TULSA- Experts say this Summer could be one of the worst when it comes to mosquitoes.
But many homeowners say they want to "ditch the chemicals" when it comes to warding off the pests.
Experts say if you really want to avoid pesticides in your yard this year, what you've got to do are mostly preventable measures, like getting rid of any untreated standing water your yard.
Some say the solution to fighting the mosquitoes can be found by simply looking up. He might just be the answer to all our mosquito prayers.
He's a big brown bat, that's really his name and he dines on mosquitoes as fast as he can find them.
"A bat is 100% effective. They're around all the time. You need about four hundred to protect your house," said Bat rehabber Bruce Taylor.
It sounds like a lot, but experts say if you live in Midtown, there's a pretty good chance they're already there. They like being near water where they can search for food and a home.
"You got swimming pools, great. Your lake? Fine," Taylor said.
Taylor is a bonafide "Bat Man." Not only does he rehab injured bats , but he makes bat houses that hold hundreds, and right now they're flying off the shelves.
"I've been wanting to build four of them for myself and every time I build one for myself, I have to sell it because somebody wants it!" he said.
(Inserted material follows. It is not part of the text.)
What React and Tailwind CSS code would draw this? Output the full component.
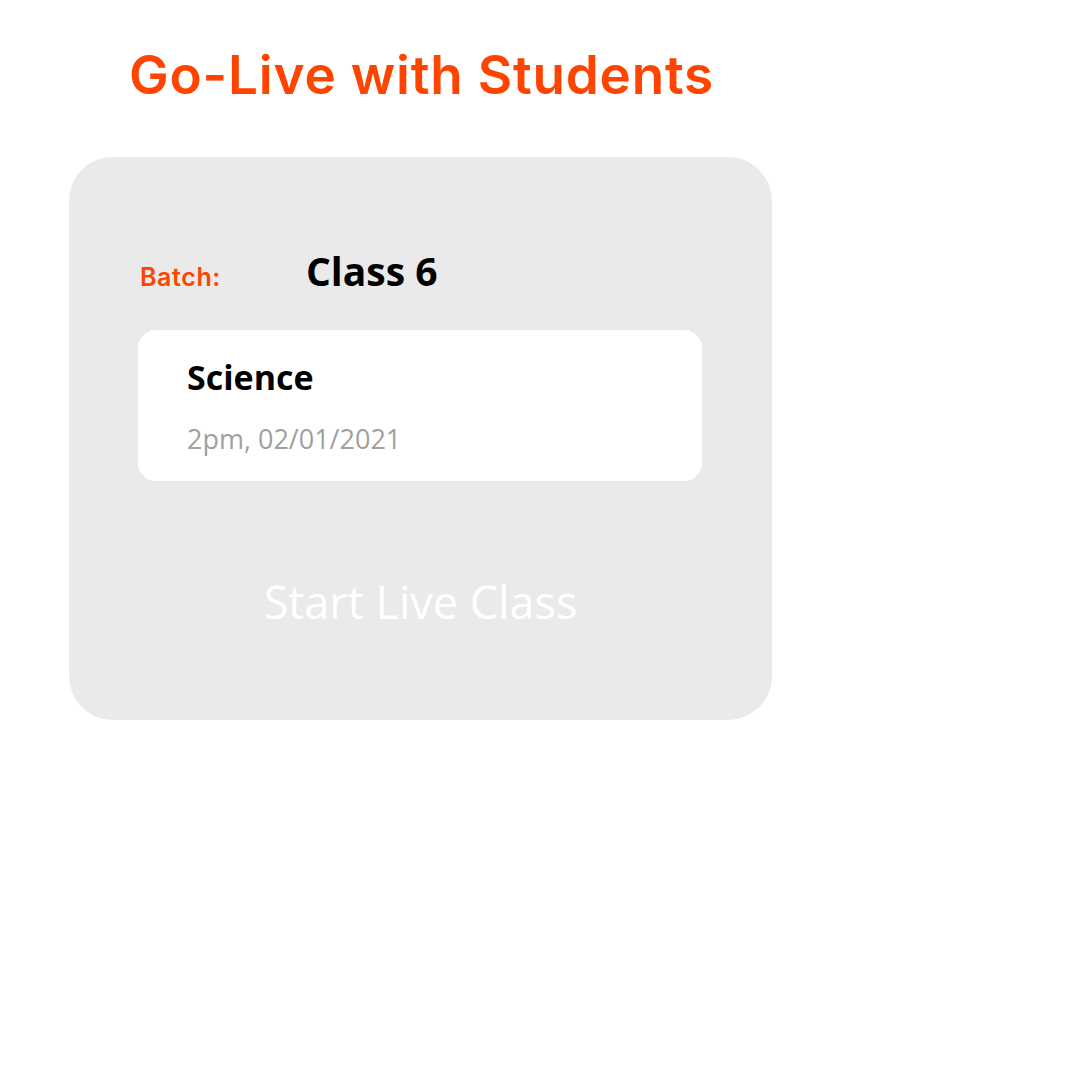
import React from 'react';

const ORANGE = 'text-[#ff4400]';

const SessionCard = () => (
  <div className="w-[564px] h-[151px] rounded-[18px] bg-white pl-[49px] pt-[24px]">
    <div className="text-[34px] font-bold leading-[46px] text-black">
      Science
    </div>
    <div className="mt-[21px] text-[27px] leading-[36px] text-[#a0a0a0]">
      2pm, 02/01/2021
    </div>
  </div>
);

export default function App() {
  return (
    <div className="w-[1080px] h-[1080px] bg-white font-['Open_Sans',sans-serif]">
      <div className="pt-[39px] pl-[129px]">
        <h1 className={`font-['Inter',sans-serif] text-[53px] font-semibold leading-[72px] tracking-[0.8px] ${ORANGE}`}>
          Go-Live with Students
        </h1>
      </div>

      <div className="ml-[69px] mt-[46px] w-[703px] h-[563px] rounded-[44px] bg-[#eaeaea] pl-[69px] pt-[88px]">
        <div className="flex items-baseline">
          <span className={`ml-[2px] w-[166px] font-['Inter',sans-serif] text-[25px] font-semibold tracking-[0.6px] ${ORANGE}`}>Batch:</span>
          <span className="text-[39px] font-bold leading-[52px] text-black">Class 6</span>
        </div>

        <div className="mt-[33px]">
          <SessionCard />
        </div>

        <div className="mt-[91px] -ml-[69px] flex justify-center">
          <span className="text-[45px] font-normal leading-[60px] text-white">Start Live Class</span>
        </div>
      </div>
    </div>
  );
}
It can be weeks or even year before bats take up residence inside one.
So experts recommend treating your home in your meantime--while laying sand down in your yard to level out any puddles and trim back as many low-hanging branches as possible.
Taylor says with the right accommodations, the bats will make your yard a home, and become much-needed residents for Tulsa.
"It'd be great, yeah it'd be great," he said. "Look at Batman, he liked them."
Bats also feed on moths, cockroaches, and even brown recluse.